GOAL:
Spot every line with the word "image" and return it.

EXTRACTED DATA:
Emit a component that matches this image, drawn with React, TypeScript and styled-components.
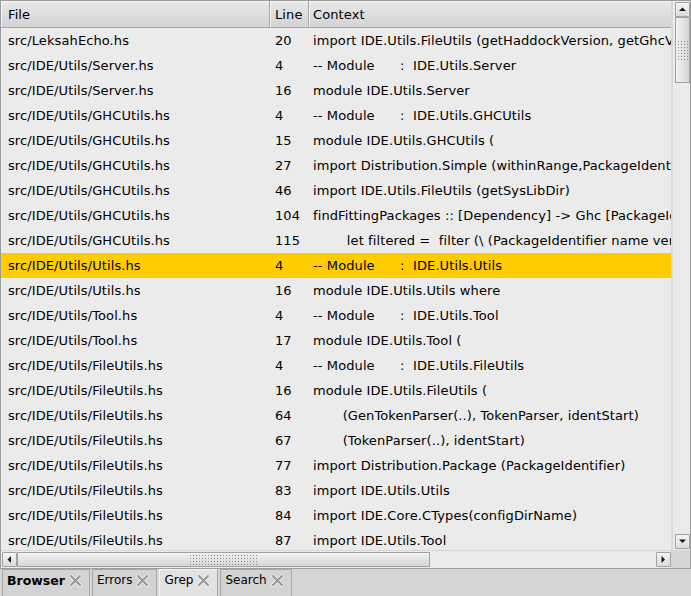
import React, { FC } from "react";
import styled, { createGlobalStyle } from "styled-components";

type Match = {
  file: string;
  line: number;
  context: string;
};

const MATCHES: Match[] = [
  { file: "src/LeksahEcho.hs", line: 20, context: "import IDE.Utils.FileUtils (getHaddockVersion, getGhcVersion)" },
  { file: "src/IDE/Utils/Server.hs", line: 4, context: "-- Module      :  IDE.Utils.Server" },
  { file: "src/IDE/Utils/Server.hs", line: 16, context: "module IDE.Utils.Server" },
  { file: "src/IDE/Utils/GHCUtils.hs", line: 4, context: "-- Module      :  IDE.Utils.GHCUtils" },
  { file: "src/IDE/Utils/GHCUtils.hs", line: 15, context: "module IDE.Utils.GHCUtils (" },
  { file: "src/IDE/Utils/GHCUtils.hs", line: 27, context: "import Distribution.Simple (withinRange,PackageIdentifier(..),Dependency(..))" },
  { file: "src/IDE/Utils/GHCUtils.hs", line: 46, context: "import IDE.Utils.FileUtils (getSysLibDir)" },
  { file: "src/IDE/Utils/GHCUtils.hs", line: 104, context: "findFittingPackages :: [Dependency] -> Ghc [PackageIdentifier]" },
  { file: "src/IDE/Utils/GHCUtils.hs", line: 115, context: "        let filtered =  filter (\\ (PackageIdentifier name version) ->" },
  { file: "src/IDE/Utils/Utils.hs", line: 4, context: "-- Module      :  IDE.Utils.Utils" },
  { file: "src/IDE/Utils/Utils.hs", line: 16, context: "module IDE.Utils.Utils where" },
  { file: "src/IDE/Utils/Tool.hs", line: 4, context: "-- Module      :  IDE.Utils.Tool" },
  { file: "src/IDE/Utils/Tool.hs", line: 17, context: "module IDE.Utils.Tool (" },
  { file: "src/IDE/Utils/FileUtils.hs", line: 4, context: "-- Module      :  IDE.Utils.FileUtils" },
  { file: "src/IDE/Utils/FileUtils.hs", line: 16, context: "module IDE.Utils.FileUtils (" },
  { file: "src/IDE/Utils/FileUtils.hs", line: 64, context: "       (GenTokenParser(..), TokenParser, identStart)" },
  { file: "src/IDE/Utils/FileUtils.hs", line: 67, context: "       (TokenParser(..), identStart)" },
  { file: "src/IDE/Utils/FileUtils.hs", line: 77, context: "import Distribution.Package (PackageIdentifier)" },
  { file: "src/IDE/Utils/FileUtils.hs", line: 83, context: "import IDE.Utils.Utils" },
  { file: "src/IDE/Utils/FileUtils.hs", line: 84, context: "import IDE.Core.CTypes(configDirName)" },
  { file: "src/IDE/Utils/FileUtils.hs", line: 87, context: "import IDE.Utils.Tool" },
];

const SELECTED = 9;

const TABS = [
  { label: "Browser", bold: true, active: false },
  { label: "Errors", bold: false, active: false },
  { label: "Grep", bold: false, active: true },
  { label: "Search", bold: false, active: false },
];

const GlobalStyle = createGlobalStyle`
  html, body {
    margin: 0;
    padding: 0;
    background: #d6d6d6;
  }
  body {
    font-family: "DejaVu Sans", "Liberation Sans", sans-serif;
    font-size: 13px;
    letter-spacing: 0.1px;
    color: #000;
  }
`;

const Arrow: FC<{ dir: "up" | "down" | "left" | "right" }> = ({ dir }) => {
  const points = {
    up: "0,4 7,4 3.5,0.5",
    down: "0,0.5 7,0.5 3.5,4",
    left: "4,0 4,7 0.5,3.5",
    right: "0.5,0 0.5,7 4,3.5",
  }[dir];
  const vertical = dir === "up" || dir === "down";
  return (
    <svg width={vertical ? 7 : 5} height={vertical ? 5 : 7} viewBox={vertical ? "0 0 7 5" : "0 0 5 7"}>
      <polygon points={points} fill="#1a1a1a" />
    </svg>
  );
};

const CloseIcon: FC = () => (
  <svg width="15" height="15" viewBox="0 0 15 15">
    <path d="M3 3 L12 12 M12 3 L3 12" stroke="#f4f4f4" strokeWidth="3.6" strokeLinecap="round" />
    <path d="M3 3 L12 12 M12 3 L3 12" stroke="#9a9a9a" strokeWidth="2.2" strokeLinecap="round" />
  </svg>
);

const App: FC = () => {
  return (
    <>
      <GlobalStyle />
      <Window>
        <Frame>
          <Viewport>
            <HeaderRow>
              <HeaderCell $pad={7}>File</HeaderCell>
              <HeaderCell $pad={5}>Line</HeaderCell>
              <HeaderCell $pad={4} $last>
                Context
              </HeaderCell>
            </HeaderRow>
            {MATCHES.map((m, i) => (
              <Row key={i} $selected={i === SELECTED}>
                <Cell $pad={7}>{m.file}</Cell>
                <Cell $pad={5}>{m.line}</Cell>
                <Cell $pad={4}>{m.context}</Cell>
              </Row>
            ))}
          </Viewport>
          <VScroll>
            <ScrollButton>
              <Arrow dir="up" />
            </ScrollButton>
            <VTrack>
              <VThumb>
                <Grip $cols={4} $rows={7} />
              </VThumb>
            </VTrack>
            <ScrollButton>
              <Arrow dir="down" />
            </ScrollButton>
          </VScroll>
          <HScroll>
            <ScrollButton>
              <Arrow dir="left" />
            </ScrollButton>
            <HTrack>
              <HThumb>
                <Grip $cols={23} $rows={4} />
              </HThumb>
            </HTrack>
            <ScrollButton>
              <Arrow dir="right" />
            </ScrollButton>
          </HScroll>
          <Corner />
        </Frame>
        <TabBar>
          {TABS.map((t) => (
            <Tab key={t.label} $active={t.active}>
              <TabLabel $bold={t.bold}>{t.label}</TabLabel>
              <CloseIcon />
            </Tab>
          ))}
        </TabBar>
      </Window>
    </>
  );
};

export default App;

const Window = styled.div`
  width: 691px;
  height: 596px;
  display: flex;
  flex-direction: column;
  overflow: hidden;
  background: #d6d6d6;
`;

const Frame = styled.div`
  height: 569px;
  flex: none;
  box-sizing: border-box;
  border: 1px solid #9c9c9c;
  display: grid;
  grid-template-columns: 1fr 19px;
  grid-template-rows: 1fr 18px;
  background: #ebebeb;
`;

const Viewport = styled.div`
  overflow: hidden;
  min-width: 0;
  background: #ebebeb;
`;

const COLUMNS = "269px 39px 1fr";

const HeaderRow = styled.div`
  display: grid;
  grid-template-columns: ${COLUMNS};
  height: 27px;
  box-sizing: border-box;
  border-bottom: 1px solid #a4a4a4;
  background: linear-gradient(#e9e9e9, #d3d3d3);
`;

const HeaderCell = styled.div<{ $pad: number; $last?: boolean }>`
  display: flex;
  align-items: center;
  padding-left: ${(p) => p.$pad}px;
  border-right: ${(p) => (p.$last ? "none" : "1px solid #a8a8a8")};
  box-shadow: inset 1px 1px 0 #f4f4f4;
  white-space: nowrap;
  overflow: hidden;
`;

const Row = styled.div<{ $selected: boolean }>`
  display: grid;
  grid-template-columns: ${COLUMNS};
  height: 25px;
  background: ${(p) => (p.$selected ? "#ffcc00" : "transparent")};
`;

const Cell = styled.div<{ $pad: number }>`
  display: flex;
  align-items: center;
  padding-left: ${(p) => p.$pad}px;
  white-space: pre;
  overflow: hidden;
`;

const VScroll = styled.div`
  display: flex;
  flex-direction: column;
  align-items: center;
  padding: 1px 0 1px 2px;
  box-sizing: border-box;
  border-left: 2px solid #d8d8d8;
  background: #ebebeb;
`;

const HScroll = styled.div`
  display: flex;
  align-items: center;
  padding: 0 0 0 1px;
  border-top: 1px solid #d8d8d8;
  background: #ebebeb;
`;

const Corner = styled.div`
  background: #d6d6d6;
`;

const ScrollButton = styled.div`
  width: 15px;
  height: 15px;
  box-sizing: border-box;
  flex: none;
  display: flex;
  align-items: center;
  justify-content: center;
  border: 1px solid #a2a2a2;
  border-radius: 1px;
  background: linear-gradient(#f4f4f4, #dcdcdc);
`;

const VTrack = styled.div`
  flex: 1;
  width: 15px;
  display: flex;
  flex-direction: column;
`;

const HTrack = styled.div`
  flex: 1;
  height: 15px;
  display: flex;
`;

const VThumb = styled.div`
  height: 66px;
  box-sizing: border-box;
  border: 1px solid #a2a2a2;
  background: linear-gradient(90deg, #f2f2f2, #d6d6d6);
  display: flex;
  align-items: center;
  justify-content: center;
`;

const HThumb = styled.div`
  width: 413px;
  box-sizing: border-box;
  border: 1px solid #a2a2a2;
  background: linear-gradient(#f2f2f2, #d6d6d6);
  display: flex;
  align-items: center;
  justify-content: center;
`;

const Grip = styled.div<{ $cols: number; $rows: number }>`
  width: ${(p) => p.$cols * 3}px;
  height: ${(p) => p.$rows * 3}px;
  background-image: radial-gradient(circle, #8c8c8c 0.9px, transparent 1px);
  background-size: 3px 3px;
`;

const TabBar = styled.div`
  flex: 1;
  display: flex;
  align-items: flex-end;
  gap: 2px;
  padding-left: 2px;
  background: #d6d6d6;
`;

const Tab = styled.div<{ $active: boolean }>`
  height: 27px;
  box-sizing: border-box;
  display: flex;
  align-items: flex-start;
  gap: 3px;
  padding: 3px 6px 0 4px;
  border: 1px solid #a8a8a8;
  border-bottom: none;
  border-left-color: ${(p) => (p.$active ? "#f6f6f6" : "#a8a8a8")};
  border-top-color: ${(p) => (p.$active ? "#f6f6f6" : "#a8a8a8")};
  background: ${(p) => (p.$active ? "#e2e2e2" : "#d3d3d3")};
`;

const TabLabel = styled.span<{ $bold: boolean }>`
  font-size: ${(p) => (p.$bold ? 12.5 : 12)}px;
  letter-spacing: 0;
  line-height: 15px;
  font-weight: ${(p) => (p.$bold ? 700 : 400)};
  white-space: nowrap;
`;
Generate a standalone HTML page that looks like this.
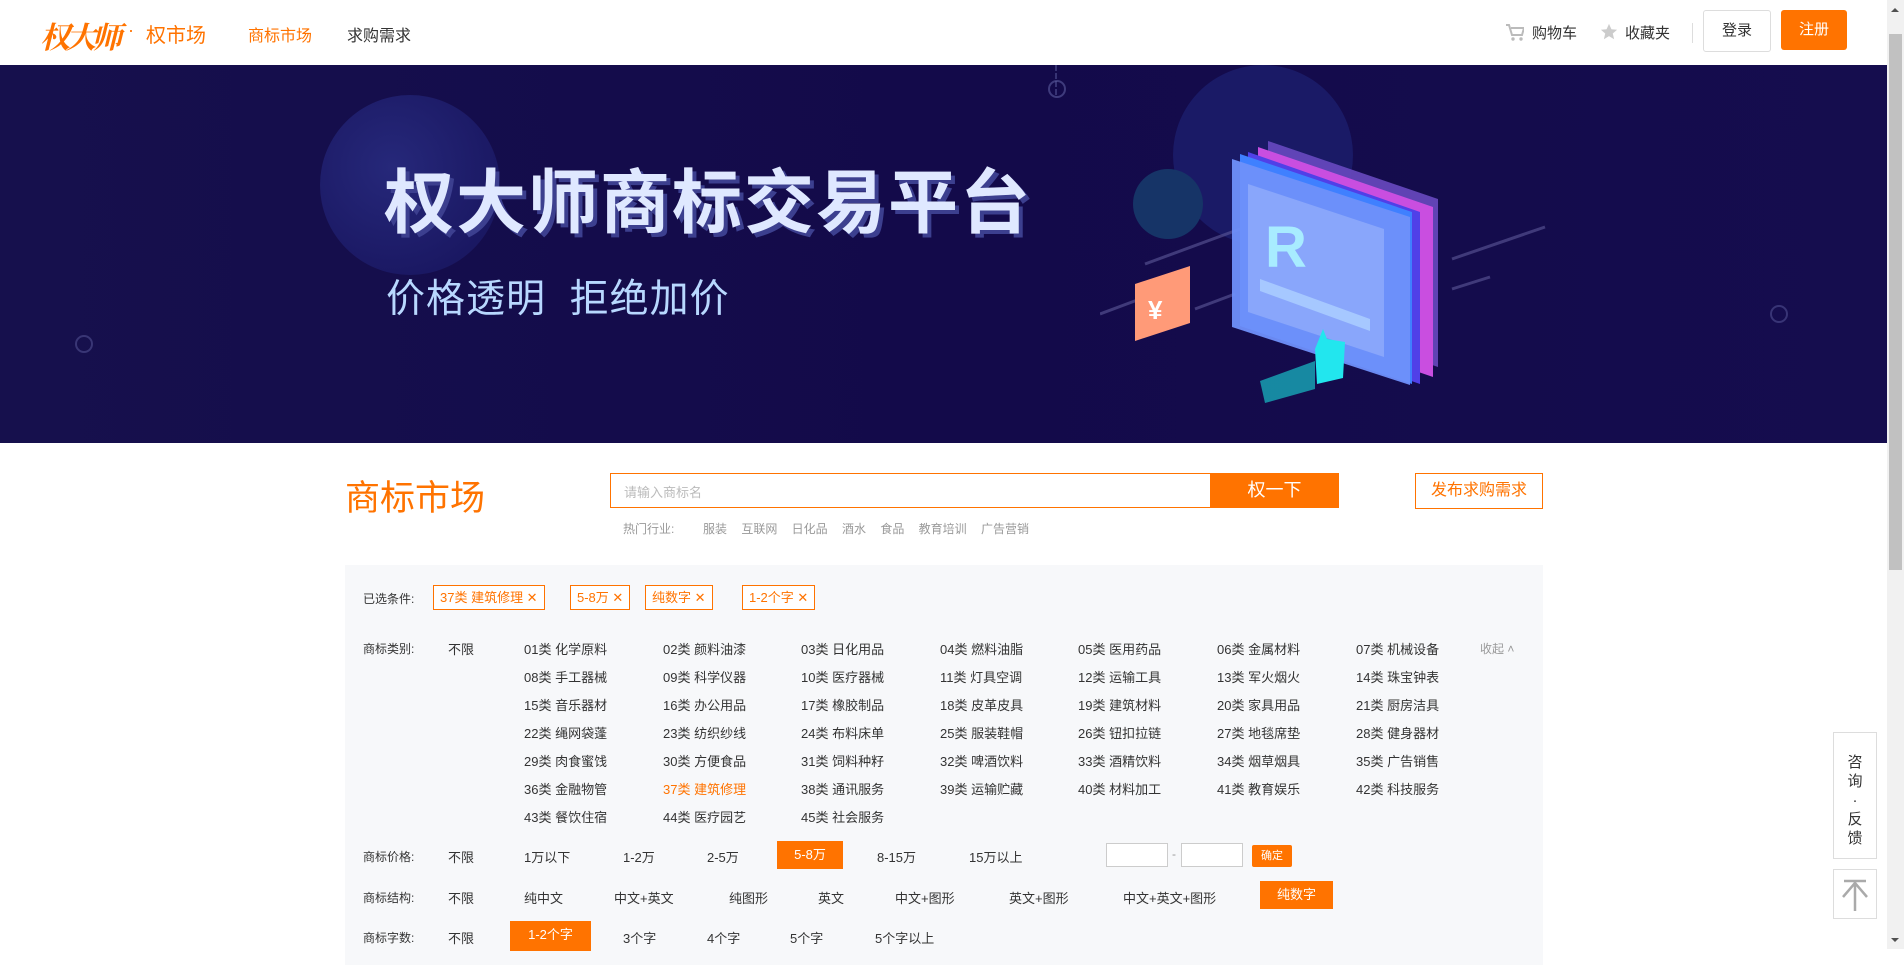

COMPLETED TASK:
Emit a component that matches this image, drawn with React, TypeScript and styled-components.
  background-image: radial-gradient(circle, #8c8c8c 0.9px, transparent 1px);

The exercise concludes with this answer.